NOTE: Qualtrics does in fact have a setting that will allow you to download the data in a more Tableau-friendly format. Look for these settings for both the text and numeric downloads:

How Many Things Did Each Respondent Select?

Consider the visualization below which shows the SUM([Value)]) for each Resp ID where [Value] can be 1, 0, or blank (null). Note that we have a filter set so we only see the responses to the group of related check-all-that-apply questions.

Figure 5 — For each Resp ID, show the SUM([Value) for all the check-all-that-apply questions. We can see that respondent 2 selected 3 items, respondent 4 selected 5 items, and so on. If we were to scroll down we would see that many respondents didn’t select anything, meaning they did not answer the question group. Note that 845 people participated in this survey (see that last item highlighted in yellow).

We can filter the results so that we only see respondents that answered a question by dragging [Value] to the Filters shelf, selecting All Values, and indicating that we should show non-null values.

Figure 6 — Adding a filter so we don’t see null responses.

Note that when we do this we see that only 342 responded to this group of questions, as shown below.

Figure 7 — Adding a filter removes the respondents that didn’t select at least one item. We could also have placed SUM([Value)) on the Filters shelf and indicated that the value should be at least 1.

Okay, this is great, but the visualization we want to create shouldn’t look anything like this. Indeed, we have too many things on the level of detail at this point.

So what are we going to do?

Level-of-Detail Expressions to the Rescue

Anytime you think “I need Tableau to consider some dimensions when making a calculation, but those dimensions can’t be in the visualization” a giant alarm bell should go off in your head — this is precisely the use case for a LoD expression!

Here’s the LoD calc, that when placed on the Filters shelf, will do the trick:

Figure 8 — LoD calc that allows us to exclude folks that skipped answering a question group.

A translation into English would be:

Even though [Question Grouping] and [Resp ID] may not be on the viz detail, take that combination of these two fields and find the SUM([Value]). Then find only the Null values from this and exclude them by setting the filter to True.

Note that we are using FIXED instead of INCLUDE as the former will automatically create a dimension and will work no matter what other filter settings may be in place.

Putting this Altogether

First, we need to create a calculation that gives us the percentage of people that selected an option from the group of check-all-that-apply questions. For this instance, the following calculation will work well.

Figure 9 — How to determine the percentage of people that selected an option.

A quick translation into English would be:

Add up everybody that answered “1” (meaning they selected an option) and divide by the number of people that answered the question.

Let’s see if this works. Consider the visualization shown below.

Figure 10 — First attempt at showing the percentage of respondents that selected an option. This is NOT showing the correct percentage.
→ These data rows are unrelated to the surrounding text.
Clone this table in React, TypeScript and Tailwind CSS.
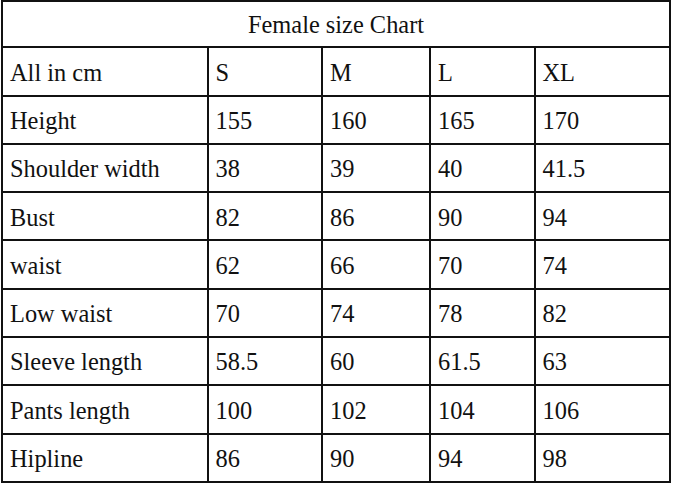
const sizes = ['S', 'M', 'L', 'XL'];

const rows: [string, string[]][] = [
  ['Height', ['155', '160', '165', '170']],
  ['Shoulder width', ['38', '39', '40', '41.5']],
  ['Bust', ['82', '86', '90', '94']],
  ['waist', ['62', '66', '70', '74']],
  ['Low waist', ['70', '74', '78', '82']],
  ['Sleeve length', ['58.5', '60', '61.5', '63']],
  ['Pants length', ['100', '102', '104', '106']],
  ['Hipline', ['86', '90', '94', '98']],
];

function Cell({ children }: { children: React.ReactNode }) {
  return (
    <div className="h-[48.3px] flex items-center pl-[7px] pt-[3px] border-r-2 border-b-2 border-[#111] whitespace-nowrap">
      {children}
    </div>
  );
}

export default function App() {
  return (
    <div className="w-[674px] h-[487px] bg-white overflow-hidden font-[family-name:Liberation_Serif,serif] text-[24.4px] text-[#111]">
      <div className="ml-[1px] w-[670px] border-l-2 border-t-2 border-[#111] grid grid-cols-[205.5px_114.5px_108px_104.5px_135.5px]">
        <div className="col-span-5 h-[46.3px] flex items-center justify-center pt-[2px] border-r-2 border-b-2 border-[#111]">
          Female size Chart
        </div>
        <Cell>All in cm</Cell>
        {sizes.map((s) => (
          <Cell key={s}>{s}</Cell>
        ))}
        {rows.map(([label, values]) => (
          <div key={label} className="contents">
            <Cell>{label}</Cell>
            {values.map((v, i) => (
              <Cell key={i}>{v}</Cell>
            ))}
          </div>
        ))}
      </div>
    </div>
  );
}
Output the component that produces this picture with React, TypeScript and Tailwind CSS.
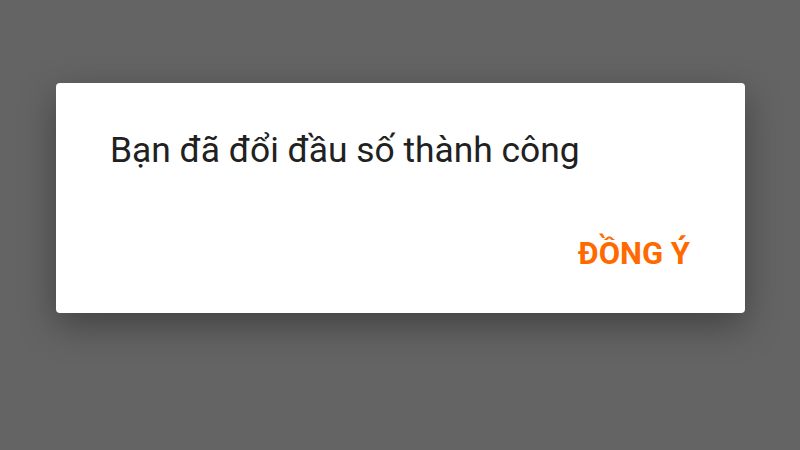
export default function App() {
  return (
    <div
      className="w-[800px] h-[450px] bg-[#646464] overflow-hidden"
      style={{ fontFamily: "Roboto, 'Noto Sans', sans-serif" }}
    >
      <div className="ml-[56px] mt-[83px] w-[689px] h-[230px] bg-white rounded-[4px] shadow-[0_12px_36px_rgba(0,0,0,0.35)] flex flex-col">
        <p className="pl-[54px] pt-[47px] text-[35.4px] leading-[41px] text-[#212121]">
          Bạn đã đổi đầu số thành công
        </p>
        <div className="flex justify-end pr-[55px] mt-[65px]">
          <button className="text-[31px] leading-[35px] font-bold text-[#ff6a00]">
            ĐỒNG Ý
          </button>
        </div>
      </div>
    </div>
  );
}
Does this pass the “smell” test? These percentages seem very low for a check-all-that-apply question that had nine things people could select. Indeed, if we place SUM([Number of Records]) as a discrete measure on the rows shelf we see that Tableau believes 845 people responded to the question, but we know only 342 responded.

Figure 11 — Without a filter Tableau believes 845 people responded to this group of questions.

We need to put our LoD calc on the Filters shelf and set it to True.

Figure 12— Removing “All of these are Null” from the respondent pool gives us the correct count of 342 and the correct percentage (77% instead of 31% for the first item.)

Conclusion

How check-all-that-apply questions are coded is a problem with many survey tools including Qualtrics and Survey Gizmo. If you have a good data preparation tools like Tableau Prep, EasyMorph, and Alteryx you can fix the problem, but if you don’t have such a tool or don’t want to insert something into your workflow then you can get Tableau to address the problem with a Level-of-Detail expression.